#### MATERIAL PROVIDED ####

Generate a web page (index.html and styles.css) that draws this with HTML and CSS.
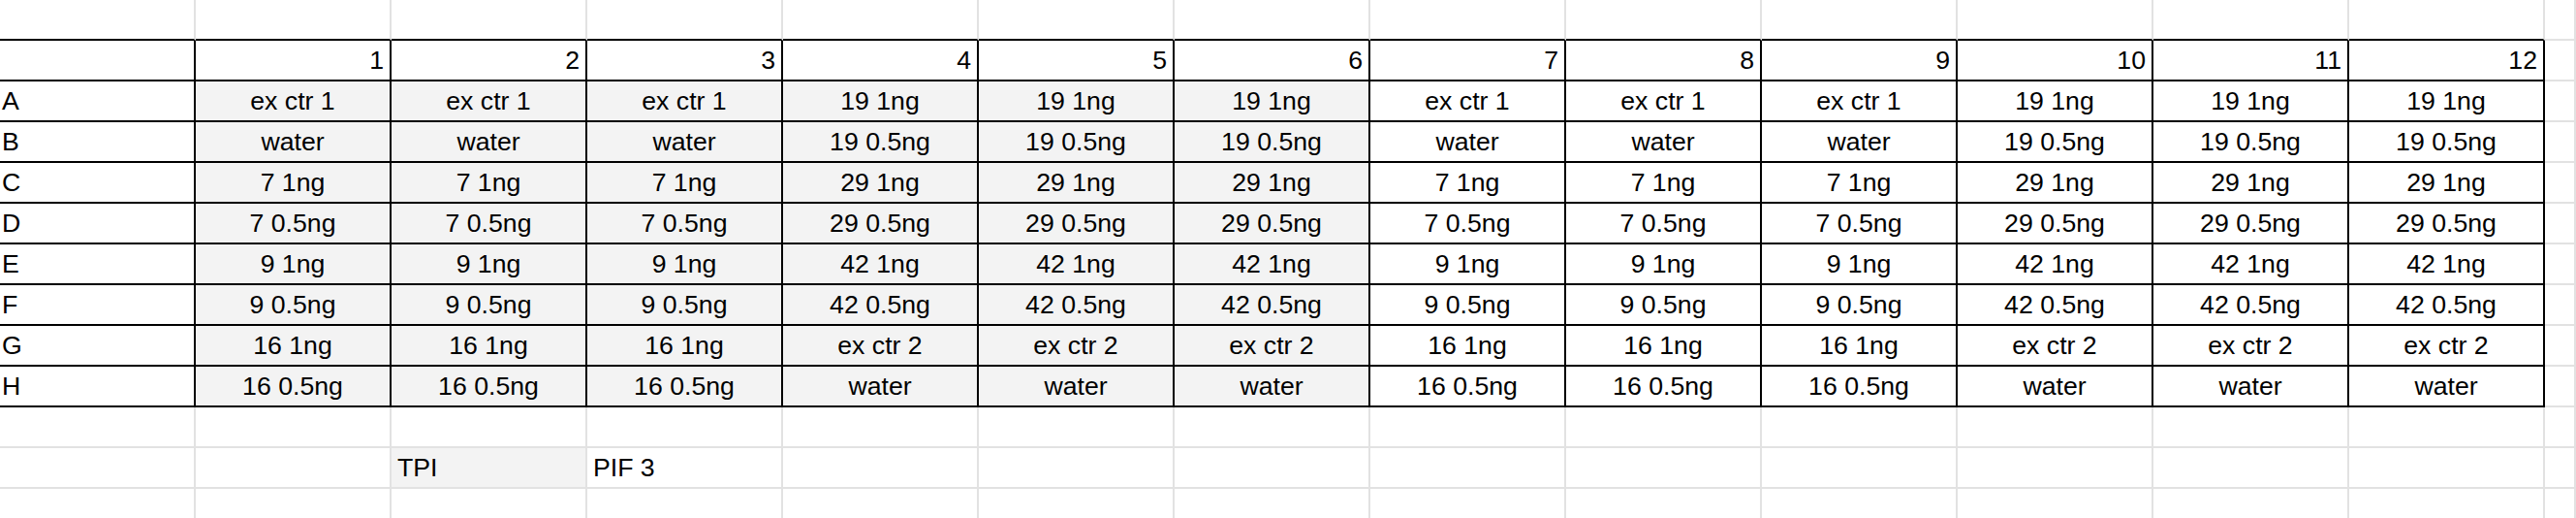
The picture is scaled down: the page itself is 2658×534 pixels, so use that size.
FILE: index.html
```html
<!DOCTYPE html>
<html>
<head>
<meta charset="utf-8">
<link rel="stylesheet" href="styles.css">
</head>
<body>
<div class="sheet">
  <div class="row">
    <div class="c tb"></div><div class="c tb"></div><div class="c tb"></div><div class="c tb"></div><div class="c tb"></div><div class="c tb"></div><div class="c tb"></div><div class="c tb"></div><div class="c tb"></div><div class="c tb"></div><div class="c tb"></div><div class="c tb"></div><div class="c tb"></div><div class="c"></div>
  </div>
  <div class="row">
    <div class="c t lbl"></div>
    <div class="c t num">1</div><div class="c t num">2</div><div class="c t num">3</div><div class="c t num">4</div><div class="c t num">5</div><div class="c t num">6</div><div class="c t num">7</div><div class="c t num">8</div><div class="c t num">9</div><div class="c t num">10</div><div class="c t num">11</div><div class="c t num">12</div>
    <div class="c"></div>
  </div>
  <div class="row">
    <div class="c t lbl">A</div>
    <div class="c t g ctr">ex ctr 1</div><div class="c t g ctr">ex ctr 1</div><div class="c t g ctr">ex ctr 1</div><div class="c t g ctr">19 1ng</div><div class="c t g ctr">19 1ng</div><div class="c t g ctr">19 1ng</div>
    <div class="c t ctr">ex ctr 1</div><div class="c t ctr">ex ctr 1</div><div class="c t ctr">ex ctr 1</div><div class="c t ctr">19 1ng</div><div class="c t ctr">19 1ng</div><div class="c t ctr">19 1ng</div>
    <div class="c"></div>
  </div>
  <div class="row">
    <div class="c t lbl">B</div>
    <div class="c t g ctr">water</div><div class="c t g ctr">water</div><div class="c t g ctr">water</div><div class="c t g ctr">19 0.5ng</div><div class="c t g ctr">19 0.5ng</div><div class="c t g ctr">19 0.5ng</div>
    <div class="c t ctr">water</div><div class="c t ctr">water</div><div class="c t ctr">water</div><div class="c t ctr">19 0.5ng</div><div class="c t ctr">19 0.5ng</div><div class="c t ctr">19 0.5ng</div>
    <div class="c"></div>
  </div>
  <div class="row">
    <div class="c t lbl">C</div>
    <div class="c t g ctr">7 1ng</div><div class="c t g ctr">7 1ng</div><div class="c t g ctr">7 1ng</div><div class="c t g ctr">29 1ng</div><div class="c t g ctr">29 1ng</div><div class="c t g ctr">29 1ng</div>
    <div class="c t ctr">7 1ng</div><div class="c t ctr">7 1ng</div><div class="c t ctr">7 1ng</div><div class="c t ctr">29 1ng</div><div class="c t ctr">29 1ng</div><div class="c t ctr">29 1ng</div>
    <div class="c"></div>
  </div>
  <div class="row">
    <div class="c t lbl">D</div>
    <div class="c t g ctr">7 0.5ng</div><div class="c t g ctr">7 0.5ng</div><div class="c t g ctr">7 0.5ng</div><div class="c t g ctr">29 0.5ng</div><div class="c t g ctr">29 0.5ng</div><div class="c t g ctr">29 0.5ng</div>
    <div class="c t ctr">7 0.5ng</div><div class="c t ctr">7 0.5ng</div><div class="c t ctr">7 0.5ng</div><div class="c t ctr">29 0.5ng</div><div class="c t ctr">29 0.5ng</div><div class="c t ctr">29 0.5ng</div>
    <div class="c"></div>
  </div>
  <div class="row">
    <div class="c t lbl">E</div>
    <div class="c t g ctr">9 1ng</div><div class="c t g ctr">9 1ng</div><div class="c t g ctr">9 1ng</div><div class="c t g ctr">42 1ng</div><div class="c t g ctr">42 1ng</div><div class="c t g ctr">42 1ng</div>
    <div class="c t ctr">9 1ng</div><div class="c t ctr">9 1ng</div><div class="c t ctr">9 1ng</div><div class="c t ctr">42 1ng</div><div class="c t ctr">42 1ng</div><div class="c t ctr">42 1ng</div>
    <div class="c"></div>
  </div>
  <div class="row">
    <div class="c t lbl">F</div>
    <div class="c t g ctr">9 0.5ng</div><div class="c t g ctr">9 0.5ng</div><div class="c t g ctr">9 0.5ng</div><div class="c t g ctr">42 0.5ng</div><div class="c t g ctr">42 0.5ng</div><div class="c t g ctr">42 0.5ng</div>
    <div class="c t ctr">9 0.5ng</div><div class="c t ctr">9 0.5ng</div><div class="c t ctr">9 0.5ng</div><div class="c t ctr">42 0.5ng</div><div class="c t ctr">42 0.5ng</div><div class="c t ctr">42 0.5ng</div>
    <div class="c"></div>
  </div>
  <div class="row">
    <div class="c t lbl">G</div>
    <div class="c t g ctr">16 1ng</div><div class="c t g ctr">16 1ng</div><div class="c t g ctr">16 1ng</div><div class="c t g ctr">ex ctr 2</div><div class="c t g ctr">ex ctr 2</div><div class="c t g ctr">ex ctr 2</div>
    <div class="c t ctr">16 1ng</div><div class="c t ctr">16 1ng</div><div class="c t ctr">16 1ng</div><div class="c t ctr">ex ctr 2</div><div class="c t ctr">ex ctr 2</div><div class="c t ctr">ex ctr 2</div>
    <div class="c"></div>
  </div>
  <div class="row">
    <div class="c t lbl">H</div>
    <div class="c t g ctr">16 0.5ng</div><div class="c t g ctr">16 0.5ng</div><div class="c t g ctr">16 0.5ng</div><div class="c t g ctr">water</div><div class="c t g ctr">water</div><div class="c t g ctr">water</div>
    <div class="c t ctr">16 0.5ng</div><div class="c t ctr">16 0.5ng</div><div class="c t ctr">16 0.5ng</div><div class="c t ctr">water</div><div class="c t ctr">water</div><div class="c t ctr">water</div>
    <div class="c"></div>
  </div>
  <div class="row">
    <div class="c"></div><div class="c"></div><div class="c"></div><div class="c"></div><div class="c"></div><div class="c"></div><div class="c"></div><div class="c"></div><div class="c"></div><div class="c"></div><div class="c"></div><div class="c"></div><div class="c"></div><div class="c"></div>
  </div>
  <div class="row">
    <div class="c"></div><div class="c"></div><div class="c g">TPI</div><div class="c">PIF 3</div><div class="c"></div><div class="c"></div><div class="c"></div><div class="c"></div><div class="c"></div><div class="c"></div><div class="c"></div><div class="c"></div><div class="c"></div><div class="c"></div>
  </div>
  <div class="row">
    <div class="c"></div><div class="c"></div><div class="c"></div><div class="c"></div><div class="c"></div><div class="c"></div><div class="c"></div><div class="c"></div><div class="c"></div><div class="c"></div><div class="c"></div><div class="c"></div><div class="c"></div><div class="c"></div>
  </div>
</div>
</body>
</html>
```

FILE: styles.css
```css
* { box-sizing: border-box; }
html, body {
  margin: 0;
  padding: 0;
  background: #ffffff;
  overflow: hidden;
}
.sheet {
  display: flex;
  flex-direction: column;
  width: 2658px;
  font-family: "Liberation Sans", Arial, sans-serif;
  font-size: 26.67px;
  color: #000000;
}
.row {
  display: grid;
  grid-template-columns: 202px repeat(12, 202px) 1fr;
  height: 42px;
}
.c {
  display: flex;
  align-items: flex-end;
  justify-content: flex-start;
  height: 42px;
  padding: 0 6px 5px 6px;
  line-height: 30px;
  white-space: nowrap;
  overflow: hidden;
  border-right: 2px solid #e2e2e2;
  border-bottom: 2px solid #e2e2e2;
  background: #ffffff;
}
.tb { border-bottom-color: #000000; }
.t {
  border-right-color: #000000;
  border-bottom-color: #000000;
}
.lbl { padding-left: 2px; }
.num { justify-content: flex-end; }
.ctr { justify-content: center; }
.g { background: #f3f3f3; }
```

####

[INSTRUCTIONS TO FOLLOW] Leave out the pictures and retype every line above exactly.

[EXERCISE ANSWER]
Generate a web page (index.html and styles.css) that draws this with HTML and CSS.
The picture is scaled down: the page itself is 2658×534 pixels, so use that size.
FILE: index.html
```html
<!DOCTYPE html>
<html>
<head>
<meta charset="utf-8">
<link rel="stylesheet" href="styles.css">
</head>
<body>
<div class="sheet">
  <div class="row">
    <div class="c tb"></div><div class="c tb"></div><div class="c tb"></div><div class="c tb"></div><div class="c tb"></div><div class="c tb"></div><div class="c tb"></div><div class="c tb"></div><div class="c tb"></div><div class="c tb"></div><div class="c tb"></div><div class="c tb"></div><div class="c tb"></div><div class="c"></div>
  </div>
  <div class="row">
    <div class="c t lbl"></div>
    <div class="c t num">1</div><div class="c t num">2</div><div class="c t num">3</div><div class="c t num">4</div><div class="c t num">5</div><div class="c t num">6</div><div class="c t num">7</div><div class="c t num">8</div><div class="c t num">9</div><div class="c t num">10</div><div class="c t num">11</div><div class="c t num">12</div>
    <div class="c"></div>
  </div>
  <div class="row">
    <div class="c t lbl">A</div>
    <div class="c t g ctr">ex ctr 1</div><div class="c t g ctr">ex ctr 1</div><div class="c t g ctr">ex ctr 1</div><div class="c t g ctr">19 1ng</div><div class="c t g ctr">19 1ng</div><div class="c t g ctr">19 1ng</div>
    <div class="c t ctr">ex ctr 1</div><div class="c t ctr">ex ctr 1</div><div class="c t ctr">ex ctr 1</div><div class="c t ctr">19 1ng</div><div class="c t ctr">19 1ng</div><div class="c t ctr">19 1ng</div>
    <div class="c"></div>
  </div>
  <div class="row">
    <div class="c t lbl">B</div>
    <div class="c t g ctr">water</div><div class="c t g ctr">water</div><div class="c t g ctr">water</div><div class="c t g ctr">19 0.5ng</div><div class="c t g ctr">19 0.5ng</div><div class="c t g ctr">19 0.5ng</div>
    <div class="c t ctr">water</div><div class="c t ctr">water</div><div class="c t ctr">water</div><div class="c t ctr">19 0.5ng</div><div class="c t ctr">19 0.5ng</div><div class="c t ctr">19 0.5ng</div>
    <div class="c"></div>
  </div>
  <div class="row">
    <div class="c t lbl">C</div>
    <div class="c t g ctr">7 1ng</div><div class="c t g ctr">7 1ng</div><div class="c t g ctr">7 1ng</div><div class="c t g ctr">29 1ng</div><div class="c t g ctr">29 1ng</div><div class="c t g ctr">29 1ng</div>
    <div class="c t ctr">7 1ng</div><div class="c t ctr">7 1ng</div><div class="c t ctr">7 1ng</div><div class="c t ctr">29 1ng</div><div class="c t ctr">29 1ng</div><div class="c t ctr">29 1ng</div>
    <div class="c"></div>
  </div>
  <div class="row">
    <div class="c t lbl">D</div>
    <div class="c t g ctr">7 0.5ng</div><div class="c t g ctr">7 0.5ng</div><div class="c t g ctr">7 0.5ng</div><div class="c t g ctr">29 0.5ng</div><div class="c t g ctr">29 0.5ng</div><div class="c t g ctr">29 0.5ng</div>
    <div class="c t ctr">7 0.5ng</div><div class="c t ctr">7 0.5ng</div><div class="c t ctr">7 0.5ng</div><div class="c t ctr">29 0.5ng</div><div class="c t ctr">29 0.5ng</div><div class="c t ctr">29 0.5ng</div>
    <div class="c"></div>
  </div>
  <div class="row">
    <div class="c t lbl">E</div>
    <div class="c t g ctr">9 1ng</div><div class="c t g ctr">9 1ng</div><div class="c t g ctr">9 1ng</div><div class="c t g ctr">42 1ng</div><div class="c t g ctr">42 1ng</div><div class="c t g ctr">42 1ng</div>
    <div class="c t ctr">9 1ng</div><div class="c t ctr">9 1ng</div><div class="c t ctr">9 1ng</div><div class="c t ctr">42 1ng</div><div class="c t ctr">42 1ng</div><div class="c t ctr">42 1ng</div>
    <div class="c"></div>
  </div>
  <div class="row">
    <div class="c t lbl">F</div>
    <div class="c t g ctr">9 0.5ng</div><div class="c t g ctr">9 0.5ng</div><div class="c t g ctr">9 0.5ng</div><div class="c t g ctr">42 0.5ng</div><div class="c t g ctr">42 0.5ng</div><div class="c t g ctr">42 0.5ng</div>
    <div class="c t ctr">9 0.5ng</div><div class="c t ctr">9 0.5ng</div><div class="c t ctr">9 0.5ng</div><div class="c t ctr">42 0.5ng</div><div class="c t ctr">42 0.5ng</div><div class="c t ctr">42 0.5ng</div>
    <div class="c"></div>
  </div>
  <div class="row">
    <div class="c t lbl">G</div>
    <div class="c t g ctr">16 1ng</div><div class="c t g ctr">16 1ng</div><div class="c t g ctr">16 1ng</div><div class="c t g ctr">ex ctr 2</div><div class="c t g ctr">ex ctr 2</div><div class="c t g ctr">ex ctr 2</div>
    <div class="c t ctr">16 1ng</div><div class="c t ctr">16 1ng</div><div class="c t ctr">16 1ng</div><div class="c t ctr">ex ctr 2</div><div class="c t ctr">ex ctr 2</div><div class="c t ctr">ex ctr 2</div>
    <div class="c"></div>
  </div>
  <div class="row">
    <div class="c t lbl">H</div>
    <div class="c t g ctr">16 0.5ng</div><div class="c t g ctr">16 0.5ng</div><div class="c t g ctr">16 0.5ng</div><div class="c t g ctr">water</div><div class="c t g ctr">water</div><div class="c t g ctr">water</div>
    <div class="c t ctr">16 0.5ng</div><div class="c t ctr">16 0.5ng</div><div class="c t ctr">16 0.5ng</div><div class="c t ctr">water</div><div class="c t ctr">water</div><div class="c t ctr">water</div>
    <div class="c"></div>
  </div>
  <div class="row">
    <div class="c"></div><div class="c"></div><div class="c"></div><div class="c"></div><div class="c"></div><div class="c"></div><div class="c"></div><div class="c"></div><div class="c"></div><div class="c"></div><div class="c"></div><div class="c"></div><div class="c"></div><div class="c"></div>
  </div>
  <div class="row">
    <div class="c"></div><div class="c"></div><div class="c g">TPI</div><div class="c">PIF 3</div><div class="c"></div><div class="c"></div><div class="c"></div><div class="c"></div><div class="c"></div><div class="c"></div><div class="c"></div><div class="c"></div><div class="c"></div><div class="c"></div>
  </div>
  <div class="row">
    <div class="c"></div><div class="c"></div><div class="c"></div><div class="c"></div><div class="c"></div><div class="c"></div><div class="c"></div><div class="c"></div><div class="c"></div><div class="c"></div><div class="c"></div><div class="c"></div><div class="c"></div><div class="c"></div>
  </div>
</div>
</body>
</html>
```

FILE: styles.css
```css
* { box-sizing: border-box; }
html, body {
  margin: 0;
  padding: 0;
  background: #ffffff;
  overflow: hidden;
}
.sheet {
  display: flex;
  flex-direction: column;
  width: 2658px;
  font-family: "Liberation Sans", Arial, sans-serif;
  font-size: 26.67px;
  color: #000000;
}
.row {
  display: grid;
  grid-template-columns: 202px repeat(12, 202px) 1fr;
  height: 42px;
}
.c {
  display: flex;
  align-items: flex-end;
  justify-content: flex-start;
  height: 42px;
  padding: 0 6px 5px 6px;
  line-height: 30px;
  white-space: nowrap;
  overflow: hidden;
  border-right: 2px solid #e2e2e2;
  border-bottom: 2px solid #e2e2e2;
  background: #ffffff;
}
.tb { border-bottom-color: #000000; }
.t {
  border-right-color: #000000;
  border-bottom-color: #000000;
}
.lbl { padding-left: 2px; }
.num { justify-content: flex-end; }
.ctr { justify-content: center; }
.g { background: #f3f3f3; }
```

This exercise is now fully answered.